B.        Whether the AKDOT Operations Are a “Mine” under the Mine Act.

 

            The term “coal or other mine” is defined in pertinent part in section 3(h)(1) of the Mine Act as:

 

(A) an area of land from which minerals are extracted . . . , (B) private ways and roads appurtenant to such area, and (C) lands, excavations, underground passageways, shafts, slopes, tunnels and workings, structures, facilities, equipment, machines, tools, or other property . . . , on the surface or underground, used in, or to be used in, or resulting from, the work of extracting such minerals from their natural deposits . . .  or used in, or to be used in, the milling of such minerals, or the work of preparing coal or other minerals, and includes custom coal preparation facilities.  In making a determination of what constitutes mineral milling for purposes of this chapter, the Secretary shall give due consideration to the convenience of administration resulting from the delegationto one Assistant Secretary of all authority with respect to the health and safety of miners employed at one physical establishment.

 

30 U.S.C. § 802(h)(1) (emphases added).

            In the legislative history of the Act, Congress made it clear “that what is considered to be a mine and to be regulated under this Act be given the broadest possibl[e] interpretation, and it is the intent of this Committee that doubts be resolved in favor of inclusion of a facility within the coverage of the Act.”  S. Rep. No. 95-181, at 14 (1977), reprinted in Senate Subcomm. on Labor, Comm. on Human Res., Legislative History of the Federal Mine Safety and Health Act of 1977, at 602 (1978) (“Legis. Hist.”).  Accordingly, the Commission has consistently construed section 3(h)(1) broadly in favor of Mine Act coverage.  E.g., Calmat Co. of Arizona, 27 FMSHRC 617, 622, 624 (Sept. 2005).

 

            1.         AKDOT’s Extraction Activities

 

                        a.         The Language and History of the Mine Act

 

            Sand and gravel mining operations, whether year-round, intermittent, or seasonal, have long been subject to mine safety regulation.  See S. Rep. No. 95-181, at 57, Legis. Hist. at 645 (detailing scope of industries subject to one of Mine Act’s predecessor statutes, the Metal and Non-metallic Mine Safety Act of 1966, and that would therefore be subject to the Mine Act).  Without question, any entity that engages in the extraction of sand or gravel falls within the definition of “coal or other mine.”  See, e.g., Donovan v. Carolina Stalite Co., 734 F.2d 1547, 1548 (D.C. Cir. 1984) (slate gravel quarry operator, including its conveyors, subject to Mine Act); Jerry Ike Harless Towing, Inc., 16 FMSHRC 683, 688 (Apr. 1994) (operator’s extraction of “sand, a mineral, from its natural deposit . . . .  covered by the Mine Act.”).

 

            Because AKDOT conceded from the outset of this proceeding that it extracts material from its pits that it then processes on the spot to produce sand and gravel, its operations plainly fall within section 3(h)(1).6  The AKDOT excavation pits are covered under subsection (A) – areas of land on which extraction occurs.  Moreover, the screening process and the trucks and conveyors that it uses are covered under subsection (C) – equipment, machines, or tools used in mining.  See W.J. Bokus Indus., Inc., 16 FMSHRC 704, 708 (Apr. 1994) (equipment used in “mining-related tasks” covered by section 3(h)(1)).

 

            AKDOT nevertheless argues that because all of its pit and screening operations occur within the right-of-way of the Dalton Road, and the Mine Act specifically includes only “private roads” within the definition of “mine,” the Secretary exceeds the scope of the Mine Act when he seeks to treat as a mine an operation occurring within a public road right-of-way.  See 30 U.S.C. § 802(h)(1)(B) (extending jurisdiction to “private ways and roads appurtenant to [areas of land from which minerals are extracted]”).

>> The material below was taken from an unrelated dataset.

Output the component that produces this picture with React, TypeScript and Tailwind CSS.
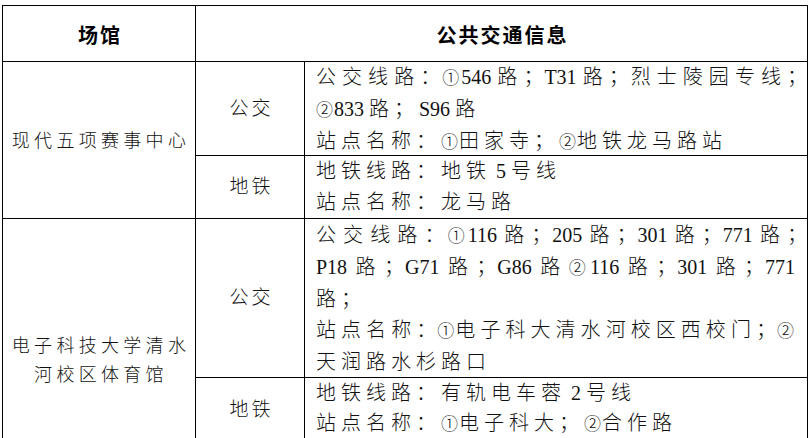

            However, even if all of AKDOT’s operations at issue occur within the dedicated right-of-way, that does not resolve the question of Mine Act jurisdiction.  While mining operations within a public road right-of-way may be unusual, there is nothing in the language of section 3(h)(1) of the Mine Act that forecloses application of the Act to such operations conducted on public road rights-of-way.

 

            The definition of “mine” was drafted in the conjunctive.  It begins with subsection (A), the area of land from which minerals are extracted, and extends out beyond such areas to include subsection (B) appurtenant private roads, and in subsection (C) to such things as equipment used in mining or milling.  The fact that the terms of subsection (B) foreclose extending jurisdiction over a public road under that subsection does not mean that operations or activities conducted on a public road right-of-way also fall outside the scope of subsections (A) or (C).  And it is both those subsections of the definition that plainly encompass the AKDOT pit and screening operation.  Consequently we hold that AKDOT’s operations clearly fall within the terms of section 3(h)(1)’s definition of “coal or other mine.”

 

                        b.         The MSHA-OSHA Interagency Agreement

 

            AKDOT also argues that the sand and gravel should be considered mere “fill,” and thus its pits are simply “borrow pits.”  AKDOT’s argument is premised on the “determination” which the Secretary made pursuant to the final sentence of section 3(h)(1)(C).  That determination is the aforementioned Interagency Agreement that allocates between MSHA and OSHA the responsibility for various types of operations that may involve the milling of extracted minerals.  While the Judge agreed with AKDOT, neither applicable law nor the evidence in this proceeding supports his conclusion on the issue.7

 

            Deference is owed to an agency’s reasonable interpretation of the jurisdictional terms of the statutory provisions it is charged with administering.  City of Arlington, Tx v. FCC, 133 S. Ct. 1863, 1868-73 (2013).  Given the explicit delegation in section 3(h)(1) of the Act to the Secretary, the Interagency Agreement is to be deferred to whenever it is reasonable in light of the Mine Act’s definition of “mine.”  Donovan v. Carolina Stalite Co., 734 F.2d at 1552.

 

            Appendix A to the Interagency Agreement, in setting forth specific examples of unquestioned MSHA authority under the Mine Act apart from milling, includes operations involving the “[o]pen pit mining” of “[s]and and [g]ravel.”  44 Fed. Reg. at 22,829.  Thus, the Interagency Agreement provides MSHA jurisdiction over the AKDOT operations at issue here before the question of milling is even reached.

 

            We recognize that the Interagency Agreement generally accords OSHA, and not MSHA, jurisdiction over “borrow pits.”  However, it limits what can be considered a “borrow pit” to:

 

an area of land where the overburden, consisting of unconsolidated rock, glacial debris, or other earth material overlying bedrock is extracted from the surface.  Extraction occurs on a one-time only basis or only intermittently as need occurs, for use as fill materials by the extracting party in the form in which it is extracted.  No milling is involved, except for the use of a scalping screen to remove large rocks, wood and trash.  The material is used by the extracting party more for its bulk than its intrinsic qualities on land which is relatively near the borrow pit.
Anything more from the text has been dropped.